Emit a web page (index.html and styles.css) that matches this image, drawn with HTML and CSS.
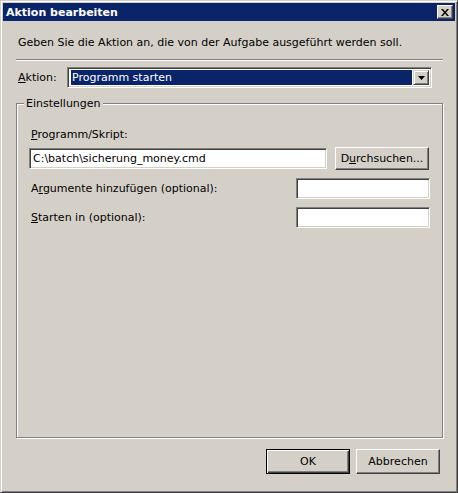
FILE: index.html
```html
<!DOCTYPE html>
<html lang="de">
<head>
    <meta charset="UTF-8">
    <title>Aktion bearbeiten</title>
    <link rel="stylesheet" href="styles.css">
</head>
<body>
    <div class="window">
        <div class="titlebar">
            <span class="title">Aktion bearbeiten</span>
            <button class="close-btn" aria-label="Schließen">
                <svg width="8" height="7" viewBox="0 0 8 7">
                    <path d="M0 0h2l2 2.5L6 0h2L5 3.5 8 7H6L4 4.5 2 7H0l3-3.5z" fill="#000"/>
                </svg>
            </button>
        </div>

        <div class="content">
            <p class="intro">Geben Sie die Aktion an, die von der Aufgabe ausgeführt werden soll.</p>
            <div class="separator"></div>

            <div class="action-row">
                <label class="action-label"><u>A</u>ktion:</label>
                <div class="combo">
                    <div class="combo-value">Programm starten</div>
                    <div class="combo-arrow">
                        <svg width="7" height="4" viewBox="0 0 7 4"><path d="M0 0h7L3.5 4z" fill="#000"/></svg>
                    </div>
                </div>
            </div>

            <div class="group">
                <span class="legend">Einstellungen</span>

                <div class="field-label"><u>P</u>rogramm/Skript:</div>
                <div class="program-row">
                    <div class="textbox wide">C:\batch\sicherung_money.cmd</div>
                    <button class="btn browse">D<u>u</u>rchsuchen...</button>
                </div>

                <div class="option-row">
                    <span>A<u>r</u>gumente hinzufügen (optional):</span>
                    <div class="textbox small"></div>
                </div>
                <div class="option-row">
                    <span><u>S</u>tarten in (optional):</span>
                    <div class="textbox small"></div>
                </div>
            </div>

            <div class="footer">
                <button class="btn default">OK</button>
                <button class="btn">Abbrechen</button>
            </div>
        </div>
    </div>
</body>
</html>
```

FILE: styles.css
```css
body {
    margin: 0;
    background: #d4d0c8;
    font-family: Tahoma, "DejaVu Sans", sans-serif;
    font-size: 11px;
    color: #000;
}

u {
    text-decoration: underline;
    text-underline-offset: 1px;
}

.window {
    width: 458px;
    height: 493px;
    box-sizing: border-box;
    background: #d4d0c8;
    border: 1px solid;
    border-color: #d4d0c8 #404040 #404040 #d4d0c8;
    box-shadow: inset 1px 1px 0 #fff, inset -1px -1px 0 #808080;
    padding: 2px;
    display: flex;
    flex-direction: column;
}

.titlebar {
    height: 18px;
    background: #0a246a;
    display: flex;
    align-items: center;
    justify-content: space-between;
    padding: 0 2px 0 3px;
}

.title {
    color: #fff;
    font-weight: bold;
    font-size: 11px;
}

.close-btn {
    width: 16px;
    height: 14px;
    padding: 0;
    background: #d4d0c8;
    border: 1px solid;
    border-color: #fff #404040 #404040 #fff;
    box-shadow: inset -1px -1px 0 #808080;
    display: flex;
    align-items: center;
    justify-content: center;
}

.content {
    flex: 1;
    display: flex;
    flex-direction: column;
    padding: 0 12px 0 13px;
}

.intro {
    margin: 15px 0 0 2px;
    line-height: 13px;
}

.separator {
    margin-top: 10px;
    height: 1px;
    background: #808080;
    border-bottom: 1px solid #fff;
}

.action-row {
    display: flex;
    align-items: center;
    margin-top: 6px;
}

.action-label {
    width: 49px;
    padding-left: 2px;
}

.combo {
    width: 365px;
    height: 21px;
    box-sizing: border-box;
    background: #fff;
    border: 1px solid;
    border-color: #808080 #fff #fff #808080;
    box-shadow: inset 1px 1px 0 #404040, inset -1px -1px 0 #d4d0c8;
    padding: 2px 2px 2px 3px;
    display: flex;
}

.combo-value {
    flex: 1;
    background: #0a246a;
    color: #fff;
    line-height: 15px;
    padding-left: 1px;
    margin-right: 1px;
}

.combo-arrow {
    width: 16px;
    box-sizing: border-box;
    border: 1px solid;
    border-color: #d4d0c8 #404040 #404040 #d4d0c8;
    box-shadow: inset 1px 1px 0 #fff, inset -1px -1px 0 #808080;
    background: #d4d0c8;
    display: flex;
    align-items: center;
    justify-content: center;
}

.group {
    position: relative;
    margin-top: 15px;
    height: 335px;
    border: 1px solid #808080;
    box-shadow: inset 1px 1px 0 #fff, 1px 1px 0 #fff;
    padding: 24px 12px 0 12px;
    box-sizing: border-box;
}

.legend {
    position: absolute;
    top: -7px;
    left: 7px;
    padding: 0 2px;
    background: #d4d0c8;
    line-height: 13px;
}

.field-label {
    padding-left: 2px;
}

.program-row {
    display: flex;
    align-items: center;
    gap: 8px;
    margin-top: 6px;
}

.textbox {
    height: 21px;
    box-sizing: border-box;
    background: #fff;
    border: 1px solid;
    border-color: #808080 #fff #fff #808080;
    box-shadow: inset 1px 1px 0 #404040, inset -1px -1px 0 #d4d0c8;
    padding: 3px 2px 0 3px;
    line-height: 14px;
}

.textbox.wide {
    width: 298px;
}

.textbox.small {
    width: 134px;
}

.option-row {
    display: flex;
    align-items: center;
    justify-content: space-between;
    margin-top: 8px;
    padding-left: 2px;
}

.btn {
    font-family: inherit;
    font-size: 11px;
    color: #000;
    background: #d4d0c8;
    height: 23px;
    padding: 0;
    border: 1px solid;
    border-color: #fff #404040 #404040 #fff;
    box-shadow: inset -1px -1px 0 #808080;
}

.browse {
    width: 94px;
}

.footer {
    display: flex;
    justify-content: flex-end;
    gap: 6px;
    margin-top: 11px;
    padding-right: 3px;
}

.footer .btn {
    width: 84px;
    height: 25px;
}

.btn.default {
    border: 1px solid #000;
    box-shadow: inset 1px 1px 0 #fff, inset -1px -1px 0 #404040, inset -2px -2px 0 #808080;
}
```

***

Work required
Send back the data above word for word, with the pictures left out.

Task answer
Emit a web page (index.html and styles.css) that matches this image, drawn with HTML and CSS.
FILE: index.html
```html
<!DOCTYPE html>
<html lang="de">
<head>
    <meta charset="UTF-8">
    <title>Aktion bearbeiten</title>
    <link rel="stylesheet" href="styles.css">
</head>
<body>
    <div class="window">
        <div class="titlebar">
            <span class="title">Aktion bearbeiten</span>
            <button class="close-btn" aria-label="Schließen">
                <svg width="8" height="7" viewBox="0 0 8 7">
                    <path d="M0 0h2l2 2.5L6 0h2L5 3.5 8 7H6L4 4.5 2 7H0l3-3.5z" fill="#000"/>
                </svg>
            </button>
        </div>

        <div class="content">
            <p class="intro">Geben Sie die Aktion an, die von der Aufgabe ausgeführt werden soll.</p>
            <div class="separator"></div>

            <div class="action-row">
                <label class="action-label"><u>A</u>ktion:</label>
                <div class="combo">
                    <div class="combo-value">Programm starten</div>
                    <div class="combo-arrow">
                        <svg width="7" height="4" viewBox="0 0 7 4"><path d="M0 0h7L3.5 4z" fill="#000"/></svg>
                    </div>
                </div>
            </div>

            <div class="group">
                <span class="legend">Einstellungen</span>

                <div class="field-label"><u>P</u>rogramm/Skript:</div>
                <div class="program-row">
                    <div class="textbox wide">C:\batch\sicherung_money.cmd</div>
                    <button class="btn browse">D<u>u</u>rchsuchen...</button>
                </div>

                <div class="option-row">
                    <span>A<u>r</u>gumente hinzufügen (optional):</span>
                    <div class="textbox small"></div>
                </div>
                <div class="option-row">
                    <span><u>S</u>tarten in (optional):</span>
                    <div class="textbox small"></div>
                </div>
            </div>

            <div class="footer">
                <button class="btn default">OK</button>
                <button class="btn">Abbrechen</button>
            </div>
        </div>
    </div>
</body>
</html>
```

FILE: styles.css
```css
body {
    margin: 0;
    background: #d4d0c8;
    font-family: Tahoma, "DejaVu Sans", sans-serif;
    font-size: 11px;
    color: #000;
}

u {
    text-decoration: underline;
    text-underline-offset: 1px;
}

.window {
    width: 458px;
    height: 493px;
    box-sizing: border-box;
    background: #d4d0c8;
    border: 1px solid;
    border-color: #d4d0c8 #404040 #404040 #d4d0c8;
    box-shadow: inset 1px 1px 0 #fff, inset -1px -1px 0 #808080;
    padding: 2px;
    display: flex;
    flex-direction: column;
}

.titlebar {
    height: 18px;
    background: #0a246a;
    display: flex;
    align-items: center;
    justify-content: space-between;
    padding: 0 2px 0 3px;
}

.title {
    color: #fff;
    font-weight: bold;
    font-size: 11px;
}

.close-btn {
    width: 16px;
    height: 14px;
    padding: 0;
    background: #d4d0c8;
    border: 1px solid;
    border-color: #fff #404040 #404040 #fff;
    box-shadow: inset -1px -1px 0 #808080;
    display: flex;
    align-items: center;
    justify-content: center;
}

.content {
    flex: 1;
    display: flex;
    flex-direction: column;
    padding: 0 12px 0 13px;
}

.intro {
    margin: 15px 0 0 2px;
    line-height: 13px;
}

.separator {
    margin-top: 10px;
    height: 1px;
    background: #808080;
    border-bottom: 1px solid #fff;
}

.action-row {
    display: flex;
    align-items: center;
    margin-top: 6px;
}

.action-label {
    width: 49px;
    padding-left: 2px;
}

.combo {
    width: 365px;
    height: 21px;
    box-sizing: border-box;
    background: #fff;
    border: 1px solid;
    border-color: #808080 #fff #fff #808080;
    box-shadow: inset 1px 1px 0 #404040, inset -1px -1px 0 #d4d0c8;
    padding: 2px 2px 2px 3px;
    display: flex;
}

.combo-value {
    flex: 1;
    background: #0a246a;
    color: #fff;
    line-height: 15px;
    padding-left: 1px;
    margin-right: 1px;
}

.combo-arrow {
    width: 16px;
    box-sizing: border-box;
    border: 1px solid;
    border-color: #d4d0c8 #404040 #404040 #d4d0c8;
    box-shadow: inset 1px 1px 0 #fff, inset -1px -1px 0 #808080;
    background: #d4d0c8;
    display: flex;
    align-items: center;
    justify-content: center;
}

.group {
    position: relative;
    margin-top: 15px;
    height: 335px;
    border: 1px solid #808080;
    box-shadow: inset 1px 1px 0 #fff, 1px 1px 0 #fff;
    padding: 24px 12px 0 12px;
    box-sizing: border-box;
}

.legend {
    position: absolute;
    top: -7px;
    left: 7px;
    padding: 0 2px;
    background: #d4d0c8;
    line-height: 13px;
}

.field-label {
    padding-left: 2px;
}

.program-row {
    display: flex;
    align-items: center;
    gap: 8px;
    margin-top: 6px;
}

.textbox {
    height: 21px;
    box-sizing: border-box;
    background: #fff;
    border: 1px solid;
    border-color: #808080 #fff #fff #808080;
    box-shadow: inset 1px 1px 0 #404040, inset -1px -1px 0 #d4d0c8;
    padding: 3px 2px 0 3px;
    line-height: 14px;
}

.textbox.wide {
    width: 298px;
}

.textbox.small {
    width: 134px;
}

.option-row {
    display: flex;
    align-items: center;
    justify-content: space-between;
    margin-top: 8px;
    padding-left: 2px;
}

.btn {
    font-family: inherit;
    font-size: 11px;
    color: #000;
    background: #d4d0c8;
    height: 23px;
    padding: 0;
    border: 1px solid;
    border-color: #fff #404040 #404040 #fff;
    box-shadow: inset -1px -1px 0 #808080;
}

.browse {
    width: 94px;
}

.footer {
    display: flex;
    justify-content: flex-end;
    gap: 6px;
    margin-top: 11px;
    padding-right: 3px;
}

.footer .btn {
    width: 84px;
    height: 25px;
}

.btn.default {
    border: 1px solid #000;
    box-shadow: inset 1px 1px 0 #fff, inset -1px -1px 0 #404040, inset -2px -2px 0 #808080;
}
```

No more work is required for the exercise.